Coalition "jamaïcaine"
Enfin, l’hypothèse d’une coalition « jamaïcaine » (noir, jaune, vert : les couleurs de ce pays des Caraïbes) est théoriquement possible : elle s’est déjà concrétisée dans plusieurs Länder. Dans tous ces cas de figure, Merkel serait réélue sans coup férir à la chancellerie.
De son côté, le SPD, qui devrait arriver en deuxième position, souhaite s’allier avec les Verts : les deux partis ont nombre d’idées et d’aspirations communes. Steinbrück serait alors nommé chancelier. À condition bien sûr que l’alliance SPD-Verts obtienne une majorité des sièges. Or, selon les sondages, elle en est actuellement à 36 %… La constitution avec Die Linke d’une coalition rouge-vert-rouge n’est pas totalement exclue. Les ex-communistes y sont favorables, les sociaux-démocrates et les Verts beaucoup moins en raison d’évidentes incompatibilités programmatiques. Enfin, dernière solution, qui n’a jamais été jusqu’ici expérimentée qu’au niveau communal : la formation d’une coalition avec le SPD, les libéraux et les Verts.
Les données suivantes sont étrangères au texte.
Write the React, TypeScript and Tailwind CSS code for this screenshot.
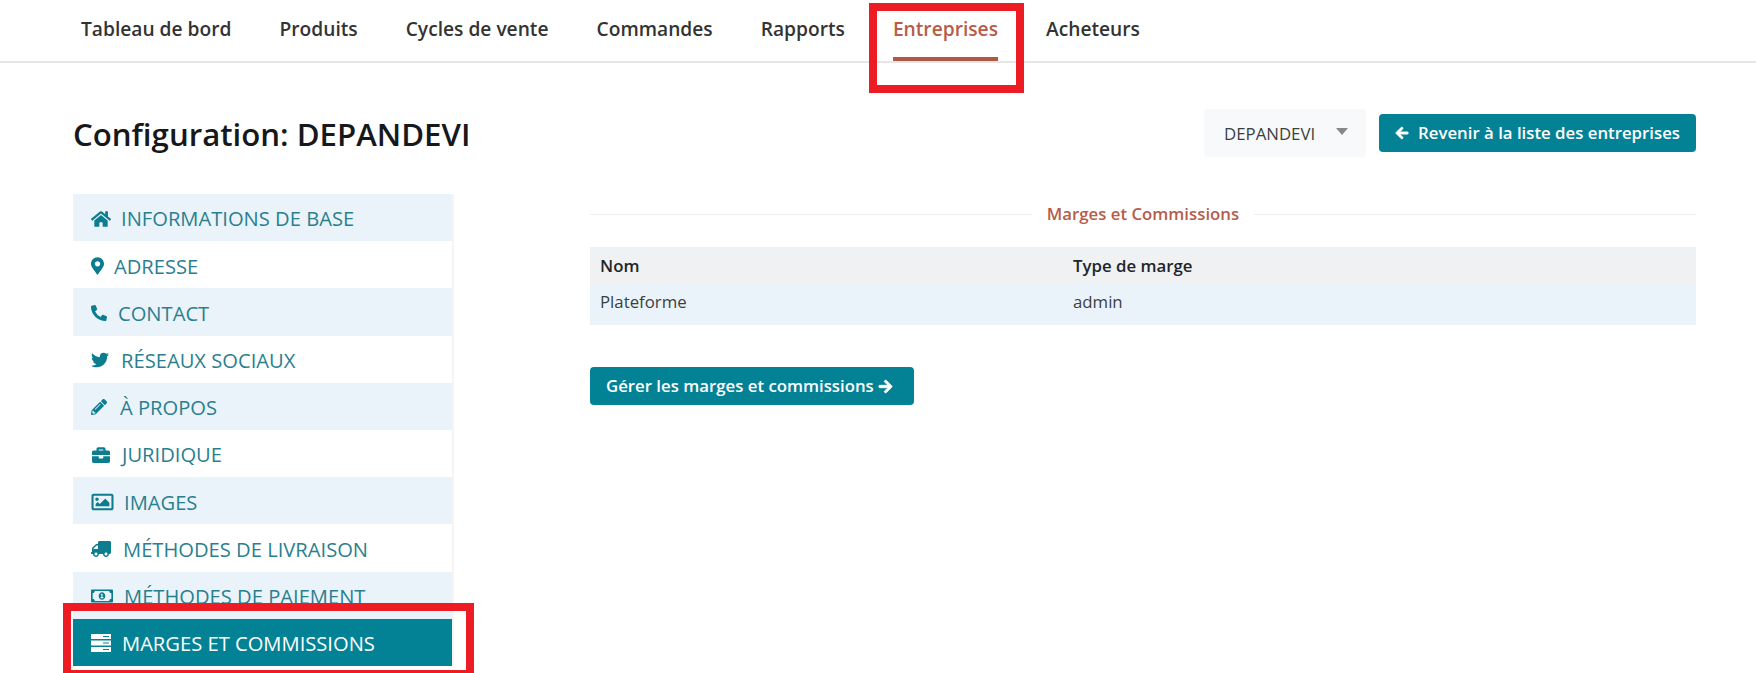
import {
  FaArrowLeft,
  FaArrowRight,
  FaBriefcase,
  FaHome,
  FaMapMarkerAlt,
  FaPencilAlt,
  FaPhoneAlt,
  FaRegImage,
  FaRegMoneyBillAlt,
  FaTruck,
  FaTwitter,
} from "react-icons/fa";

const navLinks = ["Tableau de bord", "Produits", "Cycles de vente", "Commandes", "Rapports", "Entreprises", "Acheteurs"];

function ServerIcon() {
  return (
    <svg width="20" height="18" viewBox="0 0 20 18" fill="currentColor">
      <rect y="0" width="20" height="5" />
      <rect y="6.5" width="20" height="5" />
      <rect y="13" width="20" height="5" />
      <rect x="12" y="2" width="6" height="1" fill="#038296" />
      <rect x="12" y="8.5" width="6" height="1" fill="#038296" />
      <rect x="12" y="15" width="6" height="1" fill="#038296" />
    </svg>
  );
}

const sideLinks = [
  { label: "INFORMATIONS DE BASE", icon: <FaHome className="h-[18px] w-[20px]" />, gap: "gap-[10px]" },
  { label: "ADRESSE", icon: <FaMapMarkerAlt className="h-[18px] w-[13px]" />, gap: "gap-[10px]" },
  { label: "CONTACT", icon: <FaPhoneAlt className="h-[16px] w-[16px]" />, gap: "gap-[11px]" },
  { label: "RÉSEAUX SOCIAUX", icon: <FaTwitter className="h-[18px] w-[18px]" />, gap: "gap-[12px]" },
  { label: "À PROPOS", icon: <FaPencilAlt className="h-[16px] w-[16px]" />, gap: "gap-[13px]" },
  { label: "JURIDIQUE", icon: <FaBriefcase className="h-[18px] w-[20px]" />, gap: "gap-[11px]" },
  { label: "IMAGES", icon: <FaRegImage className="h-[22px] w-[23px]" />, gap: "gap-[10px]" },
  { label: "MÉTHODES DE LIVRAISON", icon: <FaTruck className="h-[18px] w-[20px] -scale-x-100" />, gap: "gap-[12px]" },
  { label: "MÉTHODES DE PAIEMENT", icon: <FaRegMoneyBillAlt className="h-[18px] w-[22px]" />, gap: "gap-[11px]" },
  { label: "MARGES ET COMMISSIONS", icon: <ServerIcon />, gap: "gap-[11px]" },
];

export default function App() {
  return (
    <div className="relative h-[673px] overflow-hidden bg-white font-['Open_Sans',sans-serif] text-[#212529]">
      {/* Top nav */}
      <nav className="flex h-[63px] gap-[48px] border-b-2 border-[#e6e6e6] pl-[81px]">
        {navLinks.map((link) => (
          <a
            key={link}
            className={`h-[61px] pt-[14px] text-[19.2px] leading-[29px] font-semibold ${
              link === "Entreprises" ? "border-b-[4px] border-[#b05a45] text-[#b85c48]" : "text-[#333333]"
            }`}
          >
            {link}
          </a>
        ))}
      </nav>

      <div className="flex items-center justify-between pt-[46px] pr-[60px] pl-[73px]">
        <h1 className="pt-[1px] text-[31.2px] leading-[44px] font-semibold text-[#16181b]">Configuration: DEPANDEVI</h1>
        <div className="flex items-center gap-[13px]">
          <div className="flex h-[48px] w-[162px] items-center rounded-[4px] bg-[#f8f9fa] pl-[20px] text-[16.8px] text-[#3a3f44]">
            <span className="pt-[2px]">DEPANDEVI</span>
            <span className="mb-[4px] ml-[21px] h-0 w-0 border-x-[6px] border-t-[7px] border-x-transparent border-t-[#888888]" />
          </div>
          <a className="flex h-[38px] items-center gap-[9px] rounded-[4px] bg-[#038296] px-[16px] text-[16.8px] font-semibold text-white">
            <FaArrowLeft className="h-[14px] w-[14px] stroke-current stroke-[30]" />
            Revenir à la liste des entreprises
          </a>
        </div>
      </div>

      <div className="flex pt-[37px] pr-[60px] pl-[73px]">
        {/* Side menu */}
        <aside className="w-[381px] shrink-0 border-r-2 border-[#f5f5f5]">
          {sideLinks.map((item, i) => {
            const active = item.label === "MARGES ET COMMISSIONS";
            return (
              <a
                key={item.label}
                className={`flex h-[47.2px] items-center pt-[2px] pl-[18px] text-[20.16px] ${item.gap} ${
                  active
                    ? "bg-[#038296] text-white"
                    : i % 2 === 0
                      ? "bg-[#eaf3fa] text-[#2a7f8f]"
                      : "bg-white text-[#2a7f8f]"
                }`}
              >
                <span className={active ? "text-white" : "text-[#0b7d8f]"}>{item.icon}</span>
                {item.label}
              </a>
            );
          })}
        </aside>

        {/* Content */}
        <main className="ml-[136px] flex-1">
          <div className="flex items-center gap-[15px] pt-[8px]">
            <div className="h-px flex-1 bg-[#eeeeee]" />
            <h2 className="text-[16.8px] leading-[24px] font-semibold text-[#b85c48]">Marges et Commissions</h2>
            <div className="h-px flex-1 bg-[#eeeeee]" />
          </div>
          <table className="mt-[21px] w-full text-[16.8px]">
            <thead>
              <tr className="bg-[#eff1f3] text-left">
                <th className="h-[36px] w-[483px] pt-[1px] pl-[10px] font-semibold">Nom</th>
                <th className="pt-[1px] font-semibold">Type de marge</th>
              </tr>
            </thead>
            <tbody>
              <tr className="bg-[#eaf3fa] text-[#3a3f44]">
                <td className="h-[42px] pb-[4px] pl-[10px]">Plateforme</td>
                <td className="pb-[4px]">admin</td>
              </tr>
            </tbody>
          </table>
          <a className="mt-[42px] flex h-[38px] w-[324px] items-center gap-[4px] rounded-[4px] bg-[#038296] pl-[16px] text-[16.8px] font-semibold text-white">
            Gérer les marges et commissions
            <FaArrowRight className="h-[15px] w-[15px] stroke-current stroke-[30]" />
          </a>
        </main>
      </div>

      {/* Red annotation frames */}
      <div className="absolute top-[3px] left-[869px] h-[90px] w-[155px] border-[8px] border-[#ed1c24]" />
      <div className="absolute top-[603px] left-[63px] h-[70px] w-[411px] border-x-[8px] border-t-[8px] border-b-[3px] border-[#ed1c24]" />
    </div>
  );
}
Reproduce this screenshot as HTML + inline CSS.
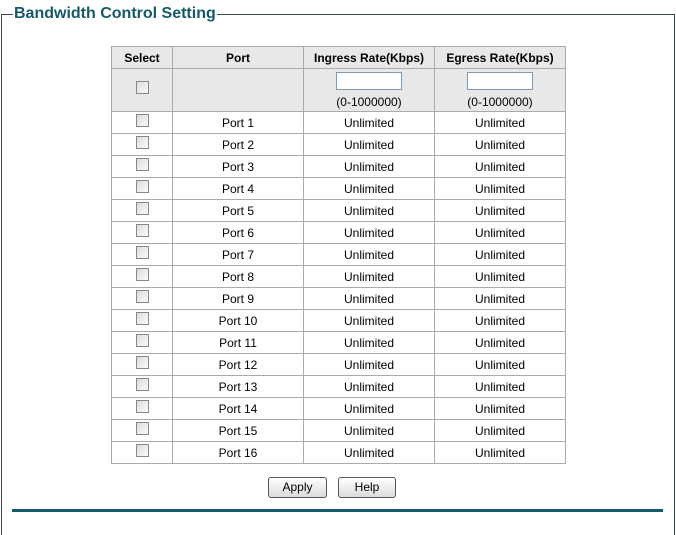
<!DOCTYPE html>
<html><head><style>
body{margin:0;width:676px;height:514px;background:#fff;font-family:"Liberation Sans",Arial,sans-serif;font-size:12px;color:#000;position:relative;overflow:hidden}
.fs{position:absolute;left:1px;top:14px;width:672px;height:520px;border:1px solid #3a4a50;border-bottom:none}
.title{position:absolute;left:13px;top:5px;background:#fff;padding:0 1px;font-weight:bold;font-size:16px;color:#145a6a}
table{position:absolute;left:111px;top:46px;border-collapse:collapse;table-layout:fixed}
td,th{border:1px solid #aaa;text-align:center;padding:0;height:21px;font-size:12px}
th{background:#e8e8e8;font-weight:bold}
tr.f td{background:#e8e8e8;height:42px}
.cb{display:inline-block;width:11px;height:11px;border:1px solid #888;background:linear-gradient(135deg,#ddd,#fafafa);vertical-align:middle;position:relative;top:-3px}
.in{display:block;margin:1px auto 0;width:64px;height:16px;border:1px solid #7a9cb8;background:#fff}
.btn{position:absolute;top:477px;height:19px;border:1px solid #556;border-radius:3px;background:linear-gradient(#fff,#dcdcdc);font-size:12px;text-align:center;line-height:19px}
.bl{position:absolute;left:12px;top:509px;width:651px;height:3px;background:#145a6a}
</style></head><body>
<div class="fs"></div>
<div class="title">Bandwidth Control Setting</div>
<table>
<colgroup><col style="width:61px"><col style="width:131px"><col style="width:131px"><col style="width:131px"></colgroup>
<tr><th>Select</th><th>Port</th><th>Ingress Rate(Kbps)</th><th>Egress Rate(Kbps)</th></tr>
<tr class="f"><td><span class="cb"></span></td><td></td><td><span class="in"></span><div style="margin-top:5px">(0-1000000)</div></td><td><span class="in"></span><div style="margin-top:5px">(0-1000000)</div></td></tr>
<tr><td><span class="cb"></span></td><td>Port 1</td><td>Unlimited</td><td>Unlimited</td></tr>
<tr><td><span class="cb"></span></td><td>Port 2</td><td>Unlimited</td><td>Unlimited</td></tr>
<tr><td><span class="cb"></span></td><td>Port 3</td><td>Unlimited</td><td>Unlimited</td></tr>
<tr><td><span class="cb"></span></td><td>Port 4</td><td>Unlimited</td><td>Unlimited</td></tr>
<tr><td><span class="cb"></span></td><td>Port 5</td><td>Unlimited</td><td>Unlimited</td></tr>
<tr><td><span class="cb"></span></td><td>Port 6</td><td>Unlimited</td><td>Unlimited</td></tr>
<tr><td><span class="cb"></span></td><td>Port 7</td><td>Unlimited</td><td>Unlimited</td></tr>
<tr><td><span class="cb"></span></td><td>Port 8</td><td>Unlimited</td><td>Unlimited</td></tr>
<tr><td><span class="cb"></span></td><td>Port 9</td><td>Unlimited</td><td>Unlimited</td></tr>
<tr><td><span class="cb"></span></td><td>Port 10</td><td>Unlimited</td><td>Unlimited</td></tr>
<tr><td><span class="cb"></span></td><td>Port 11</td><td>Unlimited</td><td>Unlimited</td></tr>
<tr><td><span class="cb"></span></td><td>Port 12</td><td>Unlimited</td><td>Unlimited</td></tr>
<tr><td><span class="cb"></span></td><td>Port 13</td><td>Unlimited</td><td>Unlimited</td></tr>
<tr><td><span class="cb"></span></td><td>Port 14</td><td>Unlimited</td><td>Unlimited</td></tr>
<tr><td><span class="cb"></span></td><td>Port 15</td><td>Unlimited</td><td>Unlimited</td></tr>
<tr><td><span class="cb"></span></td><td>Port 16</td><td>Unlimited</td><td>Unlimited</td></tr>
</table>
<div class="btn" style="left:268px;width:57px">Apply</div>
<div class="btn" style="left:338px;width:56px">Help</div>
<div class="bl"></div>
</body></html>
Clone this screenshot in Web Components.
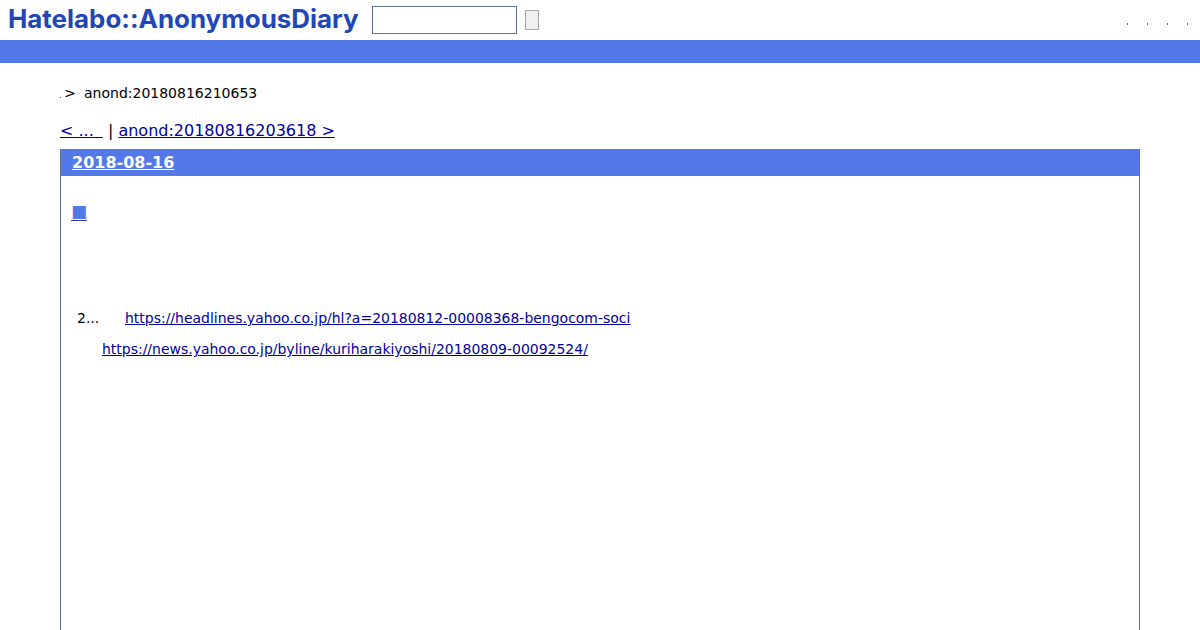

Mais l’heure n’est encore qu’aux hypothèses. La campagne électorale entrera dans le vif du sujet dans le courant de l’été. Et puis reste une inconnue majeure : à ce jour, 30 % des Allemands n’ont pas encore décidé pour qui ils voteront le 22 septembre.
Un scrutin "proportionnel personnalisé"
Le 22 septembre, 62 millions d’électeurs renouvelleront les 598 députés au Bundestag (Parlement). Le scrutin « proportionnel personnalisé » étant ce qu’il est, chaque électeur dispose de deux voix, qu’il exprime en cochant des cases sur un bulletin. D’une part, il élit directement le candidat d’un parti dans sa circonscription. De l’autre, il se prononce en faveur de l’un des partis qui se présentent dans son Land. Ce système lui permet à la fois de soutenir un candidat (première voix) et un programme (seconde voix). Ensuite, au terme d’un calcul complexe, le nombre de voix obtenues détermine la répartition des sièges au Bundestag. Le chancelier est élu par le Parlement, non directement par les électeurs. Ce système rend très difficile la formation d’un gouvernement monocolore. L’Allemagne est donc le plus souvent dirigée par une coalition. G.D.